Mean trends: Do the line plot and descriptives show clear improvement over time?
ANOVA result: Does the F-test for Time indicate a statistically significant change in mean stress?
Effect size: Is \(\eta^2_{\text{Time}}\) small, medium, or large in your field’s context?
Pairwise comparisons: Which specific time intervals show reliable change after correcting for multiple tests?

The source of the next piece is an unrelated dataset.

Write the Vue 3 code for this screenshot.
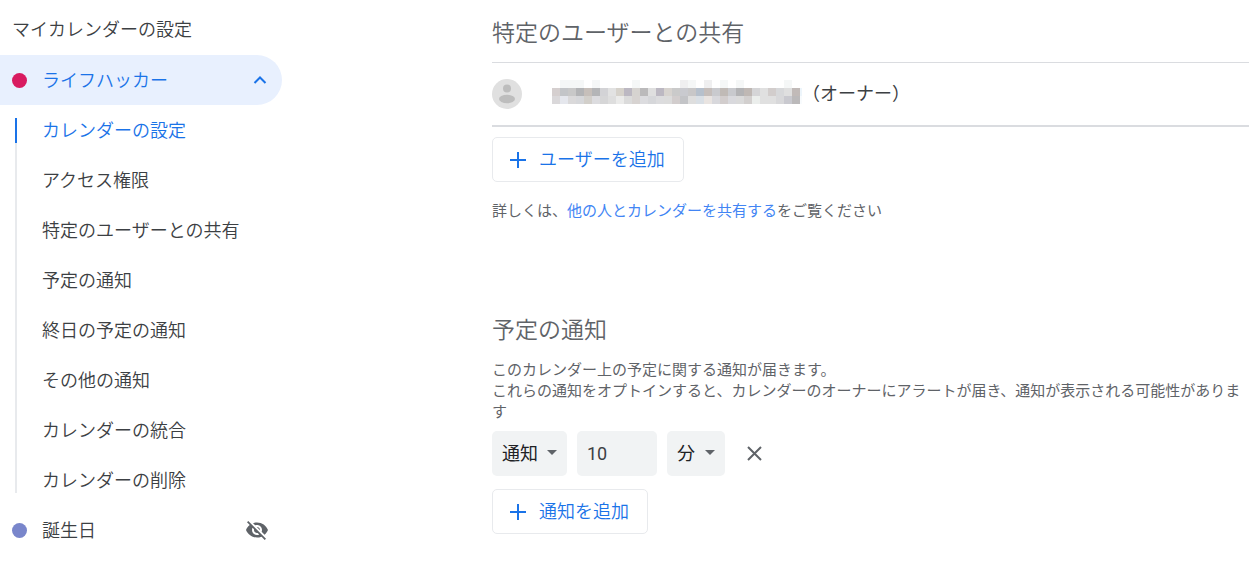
<script setup>
import { ref } from 'vue'

const links = [
  'カレンダーの設定',
  'アクセス権限',
  '特定のユーザーとの共有',
  '予定の通知',
  '終日の予定の通知',
  'その他の通知',
  'カレンダーの統合',
  'カレンダーの削除',
]
const active = ref(0)
const amount = ref('10')

const mosaicRows = [
  '- f5f7f7 f5f7f7 f5f7f7 - f5f7f7 - - - - f5f7f7 - - - - - efeff0 f5f7f7 - efeff0 - f5f7f7 - f5f7f7 - - - - - f5f7f7 -',
  'd5cfcf c3c5c8 c8c8c8 b3b4b6 c6bfba b4b5b7 d3d3d6 e2e2e2 d6d2cb bcb8c2 d6d3d0 bbbabb dfdfdf bcb8c2 d7d3cf cacaca c9cacf c8c7c8 b6c0cc c5bebb c9cace c0bab6 c8c9cd b3b3b5 bfb8b4 d5d5d7 e0e0e0 d2cdcc d7d8da dfdfdf c1bab8 edf5fb',
  'dad8da e5e7ed dad9da d6d7da d2cfca dcdcdf d6d6d7 dedede ebebea dbdbdb d7d3d1 dcdcdf d6d7da dcdcde dcdcdc d2cdcd c3c4c7 dedede d9dfe5 e9e4e1 d8d8dc d2cdcd d9d9dd dadada d2cfce ebeeec e0e0e0 e0e0e0 d8d8da c9c9cf bbb9ba f8fbfd',
]
const cells = mosaicRows.flatMap((row, y) =>
  row
    .split(' ')
    .map((color, x) => ({ x: x * 8, y: y * 8, color }))
    .filter((cell) => cell.color !== '-')
)
</script>

<template>
  <div class="page">
    <nav class="sidebar" aria-label="マイカレンダーの設定">
      <h1 class="side-title">マイカレンダーの設定</h1>
      <button class="calendar selected" type="button" aria-expanded="true">
        <span class="dot pink"></span>
        <span class="name">ライフハッカー</span>
        <svg class="chevron" width="14" height="10" viewBox="0 0 14 10" aria-hidden="true">
          <path d="M1.5 8 7 2.5 12.5 8" fill="none" stroke="#1a73e8" stroke-width="2" />
        </svg>
      </button>
      <ul class="sub">
        <li v-for="(link, i) in links" :key="link">
          <a href="#" :class="{ active: i === active }" @click.prevent="active = i">{{ link }}</a>
        </li>
      </ul>
      <button class="calendar" type="button">
        <span class="dot blue"></span>
        <span class="name">誕生日</span>
        <svg class="eye" width="24" height="24" viewBox="0 0 24 24" aria-hidden="true">
          <path fill="#5f6368" d="M12 7c2.76 0 5 2.24 5 5 0 .65-.13 1.26-.36 1.83l2.92 2.92c1.51-1.26 2.7-2.89 3.43-4.75-1.73-4.39-6-7.5-11-7.5-1.4 0-2.74.25-3.98.7l2.16 2.16C10.74 7.13 11.35 7 12 7zM2 4.27l2.28 2.28.46.46C3.08 8.3 1.78 10.02 1 12c1.73 4.39 6 7.5 11 7.5 1.55 0 3.03-.3 4.38-.84l.42.42L19.73 22 21 20.73 3.27 3 2 4.27zM7.53 9.8l1.55 1.55c-.05.21-.08.43-.08.65 0 1.66 1.34 3 3 3 .22 0 .44-.03.65-.08l1.55 1.55c-.67.33-1.41.53-2.2.53-2.76 0-5-2.24-5-5 0-.79.2-1.53.53-2.2zm4.31-.78 3.15 3.15.02-.16c0-1.66-1.34-3-3-3l-.17.01z" />
        </svg>
      </button>
    </nav>

    <main class="main">
      <section>
        <h2>特定のユーザーとの共有</h2>
        <div class="person">
          <svg class="avatar" width="30" height="30" viewBox="0 0 30 30" aria-hidden="true">
            <circle cx="15" cy="15" r="15" fill="#e0e0e0" />
            <circle cx="15" cy="9.5" r="4" fill="#bdbdbd" />
            <ellipse cx="15" cy="20" rx="8" ry="4.2" fill="#bdbdbd" />
          </svg>
          <svg class="mosaic" width="250" height="24" viewBox="0 0 250 24" shape-rendering="crispEdges" aria-hidden="true">
            <rect v-for="cell in cells" :key="cell.x + '-' + cell.y" :x="cell.x" :y="cell.y" width="8" height="8" :fill="'#' + cell.color" />
          </svg>
          <span class="owner">（オーナー）</span>
        </div>
        <button class="add" type="button">
          <svg width="16" height="16" viewBox="0 0 16 16" aria-hidden="true">
            <path d="M8 0v16M0 8h16" stroke="#1a73e8" stroke-width="2" />
          </svg>
          <span class="label">ユーザーを追加</span>
        </button>
        <p class="more">詳しくは、<a href="#">他の人とカレンダーを共有する</a>をご覧ください</p>
      </section>

      <section class="notify">
        <h2>予定の通知</h2>
        <p class="desc">このカレンダー上の予定に関する通知が届きます。<br />これらの通知をオプトインすると、カレンダーのオーナーにアラートが届き、通知が表示される可能性があります</p>
        <div class="controls">
          <div class="picker">
            <select class="kind" aria-label="通知方法">
              <option>通知</option>
            </select>
            <svg width="10" height="5" viewBox="0 0 10 5" aria-hidden="true"><path d="M0 0h10L5 5z" fill="#5f6368" /></svg>
          </div>
          <input v-model="amount" class="amount" type="text" inputmode="numeric" aria-label="時間" />
          <div class="picker">
            <select class="unit" aria-label="単位">
              <option>分</option>
            </select>
            <svg width="10" height="5" viewBox="0 0 10 5" aria-hidden="true"><path d="M0 0h10L5 5z" fill="#5f6368" /></svg>
          </div>
          <button class="remove" type="button" aria-label="通知を削除">
            <svg width="15" height="15" viewBox="0 0 15 15" aria-hidden="true">
              <path d="M1 1l13 13M14 1 1 14" stroke="#5f6368" stroke-width="2" />
            </svg>
          </button>
        </div>
        <button class="add" type="button">
          <svg width="16" height="16" viewBox="0 0 16 16" aria-hidden="true">
            <path d="M8 0v16M0 8h16" stroke="#1a73e8" stroke-width="2" />
          </svg>
          <span class="label">通知を追加</span>
        </button>
      </section>
    </main>
  </div>
</template>

<style>
body {
  margin: 0;
  background: #fff;
}
</style>

<style scoped>
.page {
  display: flex;
  gap: 210px;
  color: #3c4043;
  font-family: Roboto, "Noto Sans CJK JP", sans-serif;
  font-size: 15px;
}
button,
input,
select {
  box-sizing: border-box;
  margin: 0;
  border: 0;
  font: inherit;
  color: inherit;
}
button {
  cursor: pointer;
}
h1,
h2,
p,
ul {
  margin: 0;
  padding: 0;
  font-weight: 350;
}
.sidebar {
  flex: none;
  width: 282px;
  padding-top: 5px;
  font-size: 18px;
  font-weight: 350;
}
.side-title {
  padding-left: 12px;
  font-size: 18px;
  line-height: 50px;
}
.calendar {
  display: flex;
  align-items: center;
  width: 100%;
  height: 50px;
  padding: 0 13px 0 12px;
  background: none;
  text-align: left;
}
.selected {
  padding-right: 15px;
  border-radius: 0 25px 25px 0;
  background: #e8f0fe;
  color: #1a73e8;
}
.dot {
  width: 15px;
  height: 15px;
  margin-right: 15px;
  border-radius: 50%;
}
.pink {
  background: #d81b60;
}
.blue {
  background: #7986cb;
}
.name {
  flex: 1;
  padding-bottom: 2px;
}
.sub {
  display: grid;
  gap: 25px;
  margin: 13px 0 12px 15px;
  list-style: none;
  box-shadow: inset 2px 0 #e8eaed;
}
.sub a {
  display: block;
  padding-left: 27px;
  line-height: 25px;
  color: inherit;
  text-decoration: none;
}
.sub .active {
  color: #1a73e8;
  box-shadow: inset 2px 0 #1a73e8;
}
.main {
  flex: 1;
  min-width: 0;
  padding-top: 17px;
}
h2 {
  margin-bottom: 11px;
  color: #5f6368;
  font-size: 23px;
  line-height: 34px;
}
.person {
  display: flex;
  align-items: center;
  height: 62px;
  border-top: 1px solid #dadce0;
  border-bottom: 2px solid #dadce0;
}
.avatar {
  margin-right: 30px;
}
.mosaic,
.owner {
  margin-bottom: 4px;
}
.owner {
  font-size: 18px;
}
.add {
  display: flex;
  align-items: center;
  gap: 13px;
  height: 45px;
  margin-top: 10px;
  padding: 0 18px 0 17px;
  border: 1px solid #e8eaed;
  border-radius: 5px;
  background: #fff;
  color: #1a73e8;
  font-size: 18px;
  font-weight: 350;
}
.label {
  padding-bottom: 3px;
}
.more,
.desc {
  color: #5f6368;
  font-weight: 400;
  line-height: 21px;
}
.more {
  margin-top: 19px;
}
.more a {
  color: #4285f4;
  text-decoration: none;
}
.notify {
  margin-top: 92px;
}
.desc {
  padding-top: 1px;
}
.controls {
  display: flex;
  gap: 10px;
  margin-top: 8px;
  color: #202124;
  font-size: 18px;
}
.picker {
  position: relative;
}
.picker svg {
  position: absolute;
  top: 19px;
  right: 10px;
  pointer-events: none;
}
.picker select,
.amount {
  height: 45px;
  padding: 0 10px;
  border-radius: 5px;
  background: #f1f3f4;
}
.picker select {
  appearance: none;
}
.kind {
  width: 75px;
}
.unit {
  width: 58px;
}
.amount {
  width: 80px;
  color: #3c4043;
}
.remove {
  display: flex;
  align-items: center;
  padding: 0 12px;
  background: none;
}
.notify .add {
  margin-top: 13px;
}
</style>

Your Turn: Practice Scenarios

As in earlier chapters, you can experiment by editing parameters in psych_ch14_repeated_measures_anova.py. Some ideas:

Change the mean trajectory

Make stress drop sharply from pre to post and then stay flat, or include a slight rebound at followup. How does this affect the F-test and pairwise comparisons?
Change the within-person variability

Increase or decrease the standard deviation of the noise term. Watch how \(MS_{\text{Residual}}\) changes and how that affects the F-statistic.
Compare to multiple paired *t*-tests

Manually run paired t-tests for pre vs post, post vs followup, and pre vs followup. How do their p-values compare to the global ANOVA test when you correct for multiple comparisons?
Experiment with the sample size

Try \(N = 20\) vs \(N = 80\). How does the power (sensitivity) of the test change? Can you see smaller effects with larger samples?

Summary

In this chapter you learned:

how repeated-measures designs follow the same participants across three or more time points or conditions,
how repeated-measures ANOVA partitions total variability into subjects, time, and residual components,
why removing stable individual differences from the error term increases statistical power,
what the sphericity assumption is and why epsilon corrections (Greenhouse–Geisser, Huynh–Feldt) are used in professional software,
how to implement a simple repeated-measures ANOVA in PyStatsV1 for a balanced design, and how to visualize trajectories over time,
how modern Python tools like pingouin and statsmodels support more advanced repeated-measures and mixed-model analyses in a data-science-friendly workflow (long-format data, formula syntax).

In the bigger arc:

Chapter 11 introduced paired-samples t-tests for two time points.
Chapter 12 extended the logic to multiple independent groups via one-way ANOVA.
Chapter 13 introduced factorial designs and two-way ANOVA for multiple between-subjects factors.
Chapter 14 takes the next step to within-subjects ANOVA for three or more time points on the same participants.

In Chapter 17, you will see how these ideas generalize further to mixed-model designs, where within-subjects (repeated) factors and between-subjects factors are analyzed together in a unified framework.

For the full Python implementation, see scripts/psych_ch14_repeated_measures_anova.py in the PyStatsV1 GitHub repository.